Kıbrıs konusunda Rumlar her yaptığımız öneriyi reddediyorlar, bir türlü yaşayabilecek çözüme yaklaşılmasına yardım etmiyorlar. Kahrolsun statüko.

          Peki kimdir, nedir bu statüko? O önemli değil. Önemli olan statüko adında bir öcünün olması ve ona söve saya iktidara gelebilineceğidir. İktidara geldikten sonra ne yapılacak? O da çok önemli değildir bu çevreler için. İktidara geldikten sonra da felsefe “o kadar yıl onlar yediler şimdi de biz yiyelim” konumuna dönüşür.

          Aslında o statüko diye öcüleştirdikleri şeyin tam manasını açıklayıp bir incelesek, hem karşılarında olan hem de kendilerinin o statükonun tam bir parçası olduklarını görürsünüz. Arkadaşlar sistemi oturtmuşlar. Sağ uçtakiler iktidarda iseler statüko falan diye bağırıp çağırırlar, sağ uçtakileri tüm dünyaya şikayet edip seçimde kullanacak para kaynaklarına yardım etmelerini sağlarlar. Sonra iktidarı ele geçirip sistemden nemalanmayı ortadan kaldırmak yerine sadece nemalananlar listesindeki isimleri kendi yandaşları ile değiştirirler. Yani statüko bu defa onlar olur.

          E tabi sağ uç da sol uçtakilerin iktidarını “bakın onlar geldi bizden pek de farkları yok. Hatta daha da beceriksizler” diyerek eleştirirler ve bir sonraki seçimlerde tekrar iktidara gelmek için sıraya girerler. Peki gelseler, ne yaparlar? Nemalananlar listesi tekrar diğer isimleri içerir ve bu düzen devam eder, bizler de hayretler içerisinde seyrederiz. Kahrolsun statüko!

          Yıllardır ne yazık ki ülkemiz siyasetinde böyle bir tenis maçı oynanmaktadır. Sağ uçtakiler doğru yönetim yerine sadece kendi yandaşlarına yaşam hakkı verir. Sol uç onları öcü yapar ama gelir o da aynisini yapar. Halkımız artık bu tenis maçına dur demelidir! Artık daha iyiyi de hak ettiğimizi fark edip bu iki kardeşten başka oluşumlara da fırsat vermeliyiz.

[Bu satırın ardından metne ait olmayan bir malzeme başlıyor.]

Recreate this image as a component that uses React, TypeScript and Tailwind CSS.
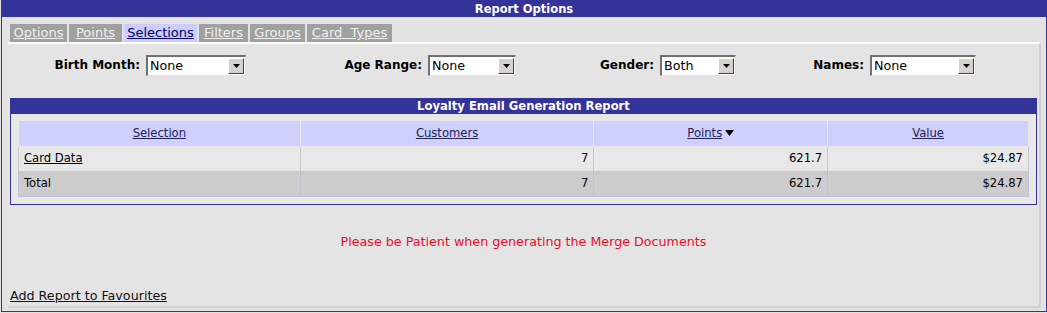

          Eskiden öcü statüko idi ama şimdi yeni bir moda kelime ortaya çıktı. Popülizm! Yani doğru fikir yerine halkın kulağına hoş gelecek fikri yanlış olsa bile savunmak. Kendinden başka biri ortaya bir fikir atarsa ona hemen “popülizm yapıyor” diye saldırırlar. Fikrin içeriği hiç önemli değil. “Popülizm yapma!” diye hemen uyarılırsın. En komiği de popülistliğin artık sona ermesi gerektiğini söylerken popülistlik yapan siyasilerimizdir. Adam ağzını açar açmaz popülizmin daniskasını yapıyor ama her iki cümlesinden biri popülizm yapılmaması gerektiğinden bahsediyor. Pes doğrusu…

          Eskiden moda kelime statükoydu, bu günlerde yerini popülizme bıraktı. Yarın bu iki kardeş ama zıt uçlardaki oluşumlar karşımıza bir başka trend kelime ile çıkacaklar ama bir şey ayni kalacak. Kendi fikirleri üzerine siyaset inşa etmek yerine moda kelimelerle bir öcü yaratıp sizlere yutturmaya çalışacaklar. Bundan adım gibi eminim. Sizlerin de bunu artık görmenizi ümit ediyorum. Artık ülkemizde fikirler ve nitelikli insanlar yarışsın. Artık kimin statükocu ya da popülist olduğu değil hangi fikri hayata geçirirsek doğru veya yanlış olacağı tartışılmalı. Ne dersiniz?